PROBLEM STATEMENT: Count every line in the following entries where the word "index" appears. Give the count alone.

INFORMATION SUPPLIED:
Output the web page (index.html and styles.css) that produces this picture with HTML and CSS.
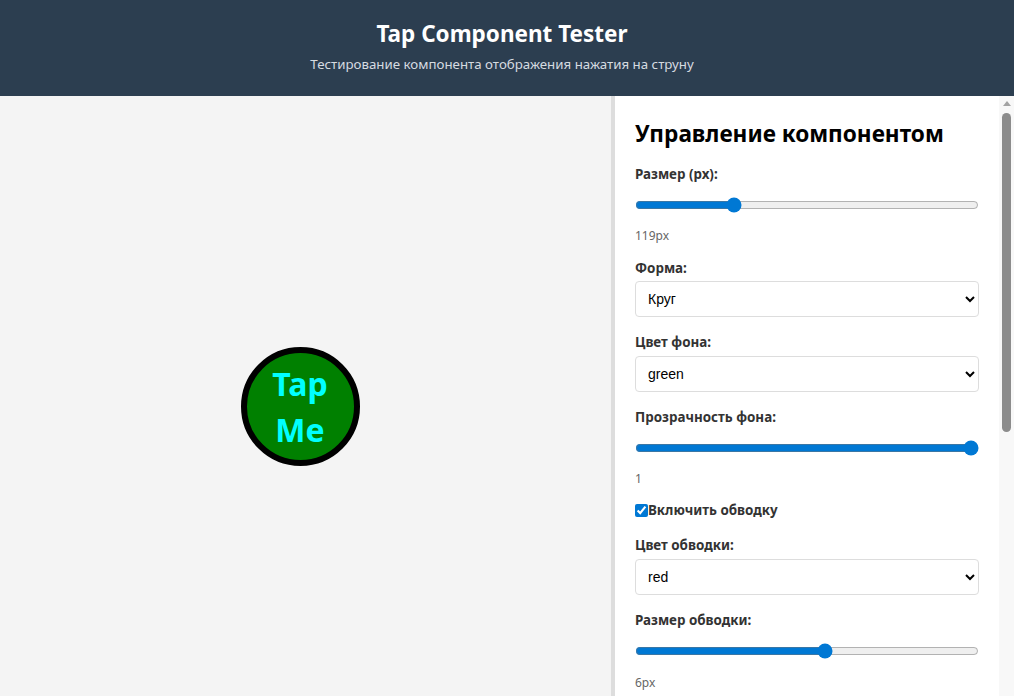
...
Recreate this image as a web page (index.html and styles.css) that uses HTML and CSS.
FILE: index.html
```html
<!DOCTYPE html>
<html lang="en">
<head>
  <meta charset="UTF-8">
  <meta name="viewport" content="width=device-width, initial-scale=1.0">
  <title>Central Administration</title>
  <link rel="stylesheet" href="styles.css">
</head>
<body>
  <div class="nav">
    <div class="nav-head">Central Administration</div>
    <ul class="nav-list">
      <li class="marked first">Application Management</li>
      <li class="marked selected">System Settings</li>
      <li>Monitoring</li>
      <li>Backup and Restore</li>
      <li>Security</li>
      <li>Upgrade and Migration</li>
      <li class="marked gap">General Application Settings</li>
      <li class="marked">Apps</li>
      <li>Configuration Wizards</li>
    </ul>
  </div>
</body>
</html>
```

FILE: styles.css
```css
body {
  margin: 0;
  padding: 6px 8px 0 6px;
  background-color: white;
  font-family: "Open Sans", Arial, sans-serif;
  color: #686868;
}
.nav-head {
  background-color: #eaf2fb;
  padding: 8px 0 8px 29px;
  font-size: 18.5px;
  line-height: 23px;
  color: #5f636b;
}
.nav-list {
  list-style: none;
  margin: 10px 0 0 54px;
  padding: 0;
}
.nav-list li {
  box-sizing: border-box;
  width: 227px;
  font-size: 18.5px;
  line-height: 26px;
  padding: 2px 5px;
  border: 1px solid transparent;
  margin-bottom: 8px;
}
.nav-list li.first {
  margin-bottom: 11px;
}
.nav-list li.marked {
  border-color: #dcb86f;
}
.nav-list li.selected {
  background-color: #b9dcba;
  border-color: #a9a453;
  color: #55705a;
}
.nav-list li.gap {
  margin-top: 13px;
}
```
--
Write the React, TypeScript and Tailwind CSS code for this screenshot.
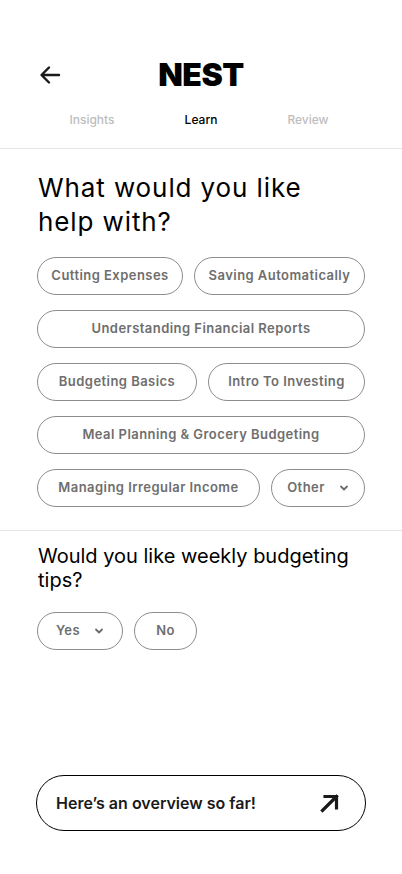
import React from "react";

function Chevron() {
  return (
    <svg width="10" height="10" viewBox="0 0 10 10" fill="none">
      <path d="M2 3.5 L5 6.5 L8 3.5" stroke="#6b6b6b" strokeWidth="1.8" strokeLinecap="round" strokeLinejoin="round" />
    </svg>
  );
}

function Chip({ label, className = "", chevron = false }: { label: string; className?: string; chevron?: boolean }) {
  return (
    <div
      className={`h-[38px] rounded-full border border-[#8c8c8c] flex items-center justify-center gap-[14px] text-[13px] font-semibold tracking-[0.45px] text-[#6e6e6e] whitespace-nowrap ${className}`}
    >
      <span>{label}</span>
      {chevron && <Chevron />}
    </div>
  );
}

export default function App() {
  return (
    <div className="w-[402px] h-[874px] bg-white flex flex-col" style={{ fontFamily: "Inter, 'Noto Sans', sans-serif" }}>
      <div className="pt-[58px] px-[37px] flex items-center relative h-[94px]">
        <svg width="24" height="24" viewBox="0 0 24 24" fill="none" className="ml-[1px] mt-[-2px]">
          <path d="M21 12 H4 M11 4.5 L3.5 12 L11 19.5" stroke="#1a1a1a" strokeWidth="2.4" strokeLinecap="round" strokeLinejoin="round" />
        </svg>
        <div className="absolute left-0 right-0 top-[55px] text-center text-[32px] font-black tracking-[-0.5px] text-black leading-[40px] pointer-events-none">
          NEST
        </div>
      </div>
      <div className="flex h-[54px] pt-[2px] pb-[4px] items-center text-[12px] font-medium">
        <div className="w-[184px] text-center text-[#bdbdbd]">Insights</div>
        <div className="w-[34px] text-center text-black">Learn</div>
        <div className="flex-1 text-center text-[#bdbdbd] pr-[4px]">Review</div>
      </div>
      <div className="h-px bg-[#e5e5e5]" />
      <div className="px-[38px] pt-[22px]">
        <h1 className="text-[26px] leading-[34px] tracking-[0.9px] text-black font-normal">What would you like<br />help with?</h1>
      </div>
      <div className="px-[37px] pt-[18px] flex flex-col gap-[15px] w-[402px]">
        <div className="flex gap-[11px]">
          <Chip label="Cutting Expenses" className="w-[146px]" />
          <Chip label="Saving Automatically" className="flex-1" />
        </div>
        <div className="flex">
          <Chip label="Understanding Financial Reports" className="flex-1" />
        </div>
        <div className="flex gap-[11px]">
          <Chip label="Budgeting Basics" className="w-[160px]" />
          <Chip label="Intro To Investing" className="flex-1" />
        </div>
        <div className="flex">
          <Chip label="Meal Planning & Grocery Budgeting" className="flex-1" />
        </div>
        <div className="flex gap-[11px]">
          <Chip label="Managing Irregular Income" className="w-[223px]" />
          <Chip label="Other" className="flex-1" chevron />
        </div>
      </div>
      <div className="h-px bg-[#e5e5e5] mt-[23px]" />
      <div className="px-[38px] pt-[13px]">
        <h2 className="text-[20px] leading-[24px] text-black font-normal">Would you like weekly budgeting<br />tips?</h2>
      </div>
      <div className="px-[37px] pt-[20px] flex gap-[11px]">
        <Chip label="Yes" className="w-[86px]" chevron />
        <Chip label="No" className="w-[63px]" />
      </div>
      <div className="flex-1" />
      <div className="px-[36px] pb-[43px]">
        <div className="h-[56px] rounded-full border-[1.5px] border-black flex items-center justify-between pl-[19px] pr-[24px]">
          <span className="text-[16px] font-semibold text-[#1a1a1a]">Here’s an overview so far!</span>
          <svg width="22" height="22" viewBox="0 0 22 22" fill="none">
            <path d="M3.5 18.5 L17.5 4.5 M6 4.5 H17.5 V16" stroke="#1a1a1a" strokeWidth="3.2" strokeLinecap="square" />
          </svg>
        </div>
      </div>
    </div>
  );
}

WRITTEN ANSWER: 3